--- Begin Data lines ---

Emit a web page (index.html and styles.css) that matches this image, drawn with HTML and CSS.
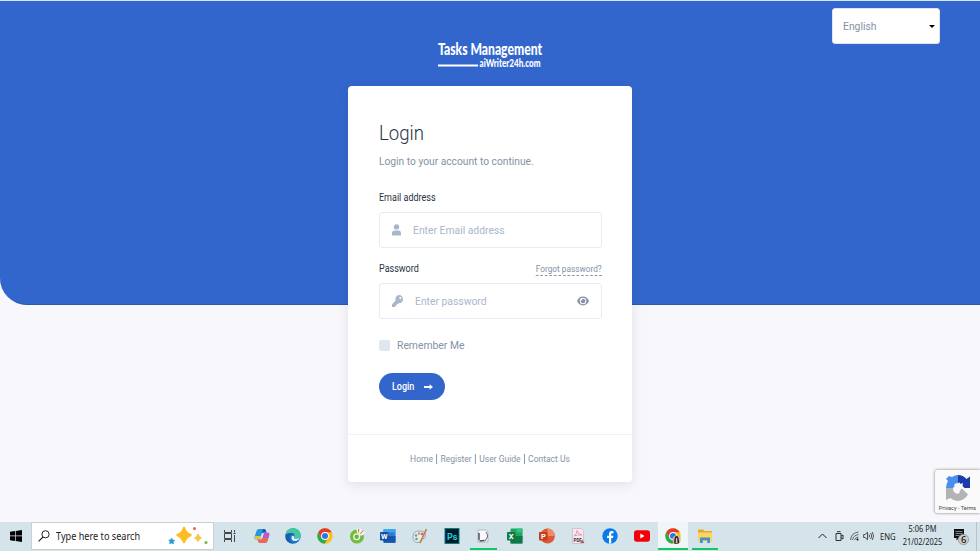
FILE: index.html
```
<!DOCTYPE html>
<html lang="en">
<head>
    <meta charset="UTF-8">
    <title>Login</title>
    <link rel="stylesheet" href="styles.css">
</head>
<body>
<div class="page">
    <div class="banner"></div>
    <div class="lang"><span>English</span><i class="caret"></i></div>
    <div class="main">
        <svg class="logo" width="120" height="38" viewBox="-5 -4 120 38">
            <text x="3" y="15" class="logo-big" textLength="104" lengthAdjust="spacingAndGlyphs">Tasks Management</text>
            <rect x="3" y="24.5" width="40" height="2" fill="#fff"/>
            <text x="44.500" y="26.500" class="logo-small" textLength="61" lengthAdjust="spacingAndGlyphs">aiWriter24h.com</text>
        </svg>
        <div class="card">
            <form class="card-body">
                <h1>Login</h1>
                <p class="intro">Login to your account to continue.</p>
                <div class="label-row"><label>Email address</label></div>
                <div class="field">
                    <svg class="icon-user" width="9" height="12" viewBox="0 0 9 12"><circle cx="4.500" cy="2.900" r="2.700"/><path d="M0 10.700V9.400Q0 6.500 2.600 6.500h3.800Q9 6.500 9 9.400v1.300q0 .9-.9.900H.9Q0 11.600 0 10.700z"/></svg>
                    <span>Enter Email address</span>
                </div>
                <div class="label-row second"><label>Password</label><a class="forgot">Forgot password?</a></div>
                <div class="field">
                    <svg class="icon-key" width="11" height="12" viewBox="0 0 512 512" preserveAspectRatio="none"><path d="M512 176c0 97-79 176-176 176-11 0-22-1-33-3l-24 27c-5 5-11 8-18 8h-37v40c0 13-11 24-24 24h-40v40c0 13-11 24-24 24H24c-13 0-24-11-24-24v-78c0-6 3-12 7-17l162-162C163 214 160 195 160 176 160 79 239 0 336 0s176 79 176 176zM336 128a48 48 0 1 0 96 0 48 48 0 1 0-96 0z"/></svg>
                    <span>Enter password</span>
                    <svg class="icon-eye" width="12" height="10" viewBox="0 0 12 10"><path fill-rule="evenodd" d="M0 5Q2 .6 6 .6T12 5Q10 9.400 6 9.400T0 5zM6 1.700a3.300 3.300 0 1 0 0 6.600 3.300 3.300 0 0 0 0-6.600zM6 2.700a2.300 2.300 0 1 1-2.200 1.600 1.150 1.150 0 0 0 1.500-1.500Q5.600 2.700 6 2.700z"/></svg>
                </div>
                <div class="remember"><i class="box"></i><span>Remember Me</span></div>
                <a class="btn"><span>Login</span><svg width="9" height="6" viewBox="0 0 9 6"><path d="M0 2.100h5.600V.2L9 3 5.600 5.800V3.900H0z" fill="#fff"/></svg></a>
            </form>
            <div class="card-footer">
                <a>Home</a><i></i><a>Register</a><i></i><a>User Guide</a><i></i><a>Contact Us</a>
            </div>
        </div>
    </div>
    <div class="captcha">
        <svg width="26" height="28" viewBox="0 0 26 28">
            <path d="M1 14q0-4 2-7L1 5l3-3 3 1q3-2 6-2v8q-3 0-4 2l2 3z" fill="#4a8ef0"/>
            <path d="M13 1q5 0 8.500 4L25 2.500V14H14l2.500-2.500L13 9z" fill="#1c3aa9"/>
            <path d="M1 14h7q0 4 3 5.500 3 1 4-1.500l-2-2 4-1.500 6 6Q19 27 12.500 27q-4 0-7-3L1 26z" fill="#b3b3b3"/>
            <path d="M8 13l3-1-1-2 3 .5L14 8l1.500 2 2.500-1-.5 3 2 2-3.500.5-1 3-2-1-2 2-1-3z" fill="#fafafa"/>
        </svg>
        <span>Privacy - Terms</span>
    </div>
</div>
<div class="taskbar">
    <div class="start">
        <svg width="12" height="12" viewBox="0 0 12 12"><path d="M0 1.700L5 1v4.600H0zM5.700.9L12 0v5.600H5.700zM0 6.300h5V11l-5-.7zM5.700 6.300H12V12l-6.300-.9z"/></svg>
    </div>
    <div class="search">
        <svg class="glass" width="12" height="12" viewBox="0 0 12 12"><circle cx="7.500" cy="4.300" r="3.600" fill="none" stroke="#222"/><path d="M5 7L.6 11.400" stroke="#222" stroke-width="1.100"/></svg>
        <span>Type here to search</span>
        <svg class="sparkle" width="42" height="20" viewBox="0 0 42 20">
            <path d="M16 2q1.500 5.500 6.500 7-5 2-6.500 7Q14.500 11 9.500 9 14.500 7.500 16 2z" fill="#fbbd22" stroke="#fbbd22" stroke-width="2.500" stroke-linejoin="round"/>
            <path d="M30 8q1 3 3.500 4-2.500 1-3.500 3.500-1-2.500-3.500-3.500Q29 11 30 8z" fill="#f9c545" stroke="#f9c545"/>
            <path d="M3.700 12l1 2 2.200.5-1.700 1.300.2 2.200-1.900-1-2 .8.500-2.200L.8 14l2.100-.2z" fill="#239be0" stroke="#239be0" stroke-width=".6"/>
            <circle cx="26.500" cy="2.600" r="1.500" fill="#e76a3d"/><circle cx="38" cy="16.500" r="1.500" fill="#77b843"/>
        </svg>
    </div>
    <div class="apps">
        <div class="app"><svg width="16" height="16" viewBox="0 0 16 16"><path d="M2.500 2v2.500h7V2M2.500 14v-2.500h7V14M2.500 5.500h7v5h-7zM12.500 2v2.500M12.500 7v7M11.500 5.500h2" fill="none" stroke="#444"/></svg></div>
        <div class="app"><svg width="16" height="16" viewBox="0 0 16 16">
            <path d="M5 1h5q1.500 0 2 2l.5 1.500H9.500Q8 4.500 7.500 6L6 11.500H2Q0 11.500.7 8.500L2.500 3Q3 1 5 1z" fill="#249ad8"/>
            <path d="M9 1h1q1.500 0 2 2l.5 1.500H9.500L8 5z" fill="#1f4fbb"/>
            <path d="M1 8h6l-1 3.500H2.500Q.2 11.500 1 8z" fill="#e3c52d"/>
            <path d="M11 15H6q-1.500 0-2-2l-.5-1.500h3Q8 11.500 8.500 10L10 4.500h4q2 0 1.300 3L13.500 13Q13 15 11 15z" fill="#b45bd2"/>
            <path d="M4 12h3l1.500-2h5.800l-1 3q-.6 2-2.300 2H6q-1.500 0-2-3z" fill="#ef6752"/></svg></div>
        <div class="app"><svg width="16" height="16" viewBox="0 0 16 16">
            <circle cx="8" cy="8" r="7.700" fill="#1679cf"/>
            <path d="M.4 7Q1.300.3 8 .3q7 0 7.700 6.500 0 4-4.200 4-3 0-2.300-2Q10.500 5.500 7 5 3 4.500.4 7z" fill="#43c8a0"/>
            <path d="M.4 7Q3 4.400 7 5q2 .4 2.500 2-4-2-5 2-.5 4.500 4 6.600Q0 15.500.4 7z" fill="#1b5cad"/>
            <path d="M9 8.500q-.8 2.300 2.500 2.300 2 0 3.500-1-1 2.400-3.500 3Q6 13.500 6.600 9 7 7 9 8.500z" fill="#e9f3f7"/></svg></div>
        <div class="app"><svg width="16" height="16" viewBox="0 0 16 16">
            <circle cx="8" cy="8" r="7.700" fill="#fbc116"/><path d="M1.300 4.200A7.700 7.700 0 0 1 14.700 4.200H8L4.700 10z" fill="#e33b2e"/><path d="M1.300 4.200a7.700 7.700 0 0 0 6 11.500L11.300 10H4.700z" fill="#2da94f"/><circle cx="8" cy="8" r="3.900" fill="#fff"/><circle cx="8" cy="8" r="3" fill="#2c76e5"/></svg></div>
        <div class="app"><svg width="16" height="16" viewBox="0 0 16 16">
            <path d="M8 1.500a7 7 0 1 0 6.800 5.500L11 7.500 8.500 5z" fill="#72bd3c"/><circle cx="7.700" cy="8.700" r="3.500" fill="#eef8e9"/><circle cx="7.700" cy="8.700" r="2.200" fill="#65b735"/><path d="M9 5L8.500.5M10.500 5.500L12 1M11.500 7L15 4" stroke="#f7f7ee" stroke-width="2"/><path d="M9.600 4.500V1M11.300 6L14 2.500" stroke="#dd6b55"/></svg></div>
        <div class="app"><svg width="16" height="16" viewBox="0 0 16 16">
            <rect x="3.500" y="1" width="12" height="14" rx="1" fill="#2b7cd3"/><path d="M3.500 1h12v3.500h-12z" fill="#41a5ee"/><path d="M3.500 8h12v6.500h-12z" fill="#1853ac"/><rect x="0" y="4" width="8.500" height="8.500" rx=".8" fill="#1650a4"/><text x="1" y="11" font-size="7.500" class="app-letter">W</text></svg></div>
        <div class="app"><svg width="16" height="16" viewBox="0 0 16 16">
            <path d="M1 9Q1 3 7 3q6.500 0 6.500 4.500 0 3-3 3.500-1 .3-1.500 2-.5 1.500-3 1.500-5 0-5-5.500z" fill="#e9eaec" stroke="#94a9b7"/><circle cx="4" cy="7.500" r="1.300" fill="#51a4d4"/><circle cx="7" cy="5.500" r="1.300" fill="#e39145"/><circle cx="10" cy="6" r="1.200" fill="#ca5c61"/><circle cx="4.500" cy="11" r="1.300" fill="#68a861"/><path d="M14.500 1L8 15" stroke="#b98248" stroke-width="1.700"/></svg></div>
        <div class="app"><svg width="16" height="16" viewBox="0 0 16 16"><rect x="1" y=".5" width="14" height="15" fill="#001d26" stroke="#087b8d"/><text x="3" y="11.500" font-size="9" class="app-letter ps">Ps</text></svg></div>
        <div class="app open"><svg width="16" height="16" viewBox="0 0 16 16"><path d="M3 2h8l2 2v10H3z" fill="#f9f9fb" stroke="#b5b8c5"/><path d="M4 5v7M4.500 13l5-.5" stroke="#4a5068" stroke-width="1.500"/><path d="M11 4q2 3 1.500 5L10 13" fill="none" stroke="#745d94"/></svg></div>
        <div class="app"><svg width="16" height="16" viewBox="0 0 16 16">
            <rect x="3.500" y="0.500" width="12" height="15" rx="1" fill="#21a366"/><path d="M9.500.5h6v4h-6z" fill="#33c481"/><path d="M3.500 8h12v7.500h-12z" fill="#12774a"/><rect x="0" y="4" width="8.500" height="8.500" rx=".8" fill="#107c41"/><text x="1.800" y="11" font-size="7.500" class="app-letter">X</text></svg></div>
        <div class="app"><svg width="16" height="16" viewBox="0 0 16 16">
            <circle cx="8.500" cy="8" r="7.400" fill="#dc5936"/><path d="M8.500.6A7.400 7.400 0 0 1 15.900 8H8.500z" fill="#f18a68"/><rect x="0" y="4" width="8.500" height="8.500" rx=".8" fill="#c43e1c"/><text x="2" y="11" font-size="7.500" class="app-letter">P</text></svg></div>
        <div class="app"><svg width="16" height="16" viewBox="0 0 16 16">
            <path d="M2.500.5h9l2 2v13h-11z" fill="#f8e9f0" stroke="#d5bfd2"/><path d="M4 8Q7 6 7 2.500 8 6 12 7 7 6.500 4 8z" fill="none" stroke="#dc86a3" stroke-width=".8"/><text x="3.500" y="14" font-size="4.500" class="pdf">PDF</text><path d="M10 15l2.200-3.500 2.300 3.500z" fill="#986b5f"/></svg></div>
        <div class="app"><svg width="16" height="16" viewBox="0 0 16 16"><circle cx="8" cy="8" r="7.700" fill="#087bea"/><path d="M7 15.600V10H5V7.700h2V6q0-3 2.900-3l1.600.2v2h-1.100q-1.200 0-1.200 1.200v1.300h2.200L11 10H9.200v5.600z" fill="#fff"/></svg></div>
        <div class="app"><svg width="16" height="16" viewBox="0 0 16 16"><rect x="0" y="2.200" width="16" height="11.600" rx="2.800" fill="#f40009"/><path d="M6.400 5.600v4.800L10.500 8z" fill="#fff"/></svg></div>
        <div class="app open active"><svg width="16" height="16" viewBox="0 0 16 16">
            <circle cx="8" cy="8" r="7.700" fill="#fbc116"/><path d="M1.300 4.200A7.700 7.700 0 0 1 14.700 4.200H8L4.700 10z" fill="#e33b2e"/><path d="M1.300 4.200a7.700 7.700 0 0 0 6 11.500L11.300 10H4.700z" fill="#2da94f"/><circle cx="8" cy="8" r="3.900" fill="#fff"/><circle cx="8" cy="8" r="3" fill="#2c76e5"/><circle cx="11.500" cy="11.800" r="4.200" fill="#c9b9a7"/><path d="M9 15.200l.6-5.200Q10 8 11.500 8q1.700 0 2 2l.8 5q-2.500 1.500-5.300.2z" fill="#2b2727"/><path d="M11 10h1.200l.3 5h-1.800z" fill="#d9c0ad"/></svg></div>
        <div class="app open"><svg width="16" height="16" viewBox="0 0 16 16"><path d="M1 1.500h5L7.500 3H15v10H1z" fill="#e6a92d"/><path d="M1 4.500h14v9H1z" fill="#fbd55f"/><path d="M3 15V9.500h10V15h-2.700v-2.700H5.700V15z" fill="#3f91c9"/></svg></div>
    </div>
    <div class="tray">
        <svg width="9" height="6" viewBox="0 0 9 6"><path d="M.5 5L4.500 1l4 4" fill="none" stroke="#222"/></svg>
        <svg class="t-meet" width="9" height="11" viewBox="0 0 9 11"><path d="M1 2.500h5v7H1zM2 .7h3.500M6 5l2-1v4L6 7" fill="none" stroke="#333"/></svg>
        <svg class="t-net" width="9" height="10" viewBox="0 0 9 10"><path d="M.5 9Q1 2 8.500 1M2.500 9Q3 4.500 8.500 3.500M4.500 9Q5 6.500 8.500 6" fill="none" stroke="#555" stroke-width=".9"/><circle cx="7.500" cy="8.500" r="1"/></svg>
        <svg class="t-vol" width="11" height="10" viewBox="0 0 11 10"><path d="M.6 3.500h1.800L4.500 1v8L2.400 6.500H.6zM6 3.500q1 1.500 0 3M7.700 2q2 3 0 6M9.300 1q2.500 4 0 8" fill="none" stroke="#444" stroke-width=".9"/></svg>
        <span class="t-lang">ENG</span>
    </div>
    <div class="clock"><span>5:06 PM</span><span>21/02/2025</span></div>
    <div class="notify">
        <svg width="17" height="18" viewBox="0 0 17 18"><path d="M1 1h10v9H6l-2.500 2.500V10H1z" fill="#111"/><path d="M2.500 3.500h7M2.500 5.500h7M2.500 7.500h4" stroke="#aebac1" stroke-width=".7"/><circle cx="10.500" cy="11.500" r="5.200" fill="#c9cbcc" stroke="#8b9195" stroke-width=".7"/><text x="8" y="15" font-size="9.500" class="count">6</text></svg>
    </div>
</div>
</body>
</html>
```
FILE: styles.css
```
*{
    margin: 0;
    padding: 0;
    box-sizing: border-box;
}
body{
    width: 980px;
    height: 551px;
    overflow: hidden;
    font-family: Roboto, "Liberation Sans", sans-serif;
    white-space: nowrap;
    background: #f7f7fc;
}
svg{
    display: block;
    flex: none;
}
/* narrow text */
h1, .intro, label, .lang span, .field span, .remember span, .btn span, .search span, .t-lang{
    transform: scaleX(.9);
    transform-origin: left center;
}
.page{
    height: 522px;
    position: relative;
    border-top: 1px solid #d4eafb;
}
.banner{
    position: absolute;
    left: 0;
    right: 0;
    top: 0;
    height: 304px;
    background: #3366cc;
    border-bottom: 1px solid #2b57b5;
    border-bottom-left-radius: 27px;
}
.lang{
    position: absolute;
    left: 832px;
    top: 7px;
    width: 108px;
    height: 36px;
    padding: 0 4px 0 10px;
    display: flex;
    align-items: center;
    justify-content: space-between;
    background: #fff;
    border: 1px solid #dfe5f0;
    border-radius: 3px;
    font-size: 11.500px;
    color: #8492a6;
}
.caret{
    border: 3px solid transparent;
    border-top: 3px solid #000;
    border-bottom: 0;
}
.main{
    position: relative;
    display: flex;
    flex-direction: column;
    align-items: center;
    padding-top: 35px;
}
.logo{
    margin-bottom: 12px;
}
.logo text{
    fill: #fff;
    font-family: Lato, sans-serif;
    font-weight: 900;
}
.logo-big{
    font-size: 16px;
}
.logo-small{
    font-size: 10.500px;
}
.card{
    width: 284px;
    height: 396px;
    background: #fff;
    border-radius: 4px;
    box-shadow: 0 3px 12px rgba(31, 45, 61, .1);
}
.card-body{
    height: 349px;
    padding: 35px 30.500px 0;
    border-bottom: 1px solid #eef1f5;
}
h1{
    font-size: 20px;
    font-weight: 300;
    line-height: 24px;
    transform: scaleX(.93);
    color: #273444;
}
.intro{
    margin-top: 7px;
    font-size: 11.500px;
    line-height: 18px;
    transform: scaleX(.89);
    color: #8492a6;
}
.label-row{
    display: flex;
    justify-content: space-between;
    align-items: center;
    height: 16px;
    margin-top: 19px;
    margin-bottom: 7px;
    font-size: 10px;
    color: #273444;
}
.second{
    margin-top: 12px;
}
.forgot{
    margin-top: 3px;
    font-size: 9px;
    line-height: 12px;
    transform: scaleX(.92);
    transform-origin: right center;
    color: #8492a6;
    border-bottom: 1px dashed #8492a6;
}
.field{
    width: 223px;
    height: 36px;
    display: flex;
    align-items: center;
    padding: 0 12px;
    border: 1px solid #e8ebf1;
    border-radius: 3px;
    font-size: 11.500px;
    color: #a9b7cb;
    fill: #a9b7cb;
}
.field span{
    margin-left: 12.500px;
    flex: 1;
}
.icon-eye{
    fill: #8492a6;
}
.remember{
    display: flex;
    align-items: center;
    height: 18px;
    margin-top: 17px;
    font-size: 11.500px;
    color: #8492a6;
}
.box{
    width: 11px;
    height: 11px;
    margin-right: 7px;
    border-radius: 2px;
    background: #e0e6ef;
}
.btn{
    width: 66px;
    height: 27px;
    margin-top: 19px;
    padding: 0 12px 0 13px;
    display: flex;
    align-items: center;
    justify-content: space-between;
    border-radius: 14px;
    background: #3366cc;
    color: #fff;
    font-size: 10px;
    font-weight: 500;
}
.card-footer{
    height: 47px;
    padding-top: 1px;
    display: flex;
    align-items: center;
    justify-content: center;
    font-size: 9px;
    transform: scaleX(.945);
    color: #8492a6;
}
.card-footer i{
    width: 1px;
    height: 10px;
    margin: 0 3.500px;
    background: #8492a6;
}
.captcha{
    position: absolute;
    right: 0;
    bottom: 9px;
    width: 45px;
    height: 43px;
    overflow: hidden;
    display: flex;
    flex-direction: column;
    align-items: center;
    justify-content: space-between;
    padding: 4px 0 2px;
    background: #fafafa;
    border-radius: 2px 0 0 2px;
    box-shadow: 0 0 3px #777;
    font-size: 5.500px;
    color: #444;
}
.taskbar{
    height: 29px;
    display: flex;
    background: #d4e4ea;
    font-family: "Noto Sans", sans-serif;
    color: #222;
}
.start{
    width: 31px;
    height: 28px;
    display: flex;
    align-items: center;
    justify-content: center;
}
.search{
    width: 183px;
    height: 28px;
    display: flex;
    align-items: center;
    padding: 0 3px 0 6px;
    background: #fff;
    border: 1px solid #c8d0d4;
    font-size: 10px;
}
.search span{
    margin-left: 6px;
    flex: 1;
    transform: scaleX(.913);
}
.apps{
    display: flex;
    width: 507px;
    height: 28px;
}
.app{
    width: 31.680px;
    flex: none;
    display: flex;
    align-items: center;
    justify-content: center;
    border-bottom: 2px solid transparent;
    padding-top: 2px;
}
.open{
    width: 26.680px;
    border-bottom-color: #10c765;
    margin: 0 2.500px;
}
.active{
    width: 29.680px;
    background: #f0f6f8;
    margin: 0 1px;
}
.app-letter{
    fill: #fff;
    font-family: Roboto, sans-serif;
    font-weight: 700;
}
.ps{
    fill: #29c7e7;
}
.pdf{
    fill: #333;
    font-family: Roboto, sans-serif;
    font-weight: 700;
}
.tray{
    margin-left: 97px;
    width: 78px;
    height: 28px;
    display: flex;
    align-items: center;
}
.t-meet{
    margin-left: 8px;
}
.t-net{
    margin-left: 6px;
}
.t-vol{
    margin-left: 4px;
}
.t-lang{
    margin-left: 6px;
    font-size: 8.500px;
}
.clock{
    width: 53px;
    display: flex;
    flex-direction: column;
    align-items: center;
    font-size: 8.500px;
    line-height: 13px;
    transform: scaleX(.87);
}
.notify{
    margin-left: 4px;
    width: 24px;
    padding-top: 6px;
    border-right: 1px solid #b5c3c9;
}
.count{
    font-family: "Noto Sans", sans-serif;
}
```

--- End Data lines ---

Problem
Copy all lines from the listing that contain "page".

Solved exercise
Emit a web page (index.html and styles.css) that matches this image, drawn with HTML and CSS.
<div class="page">
.page{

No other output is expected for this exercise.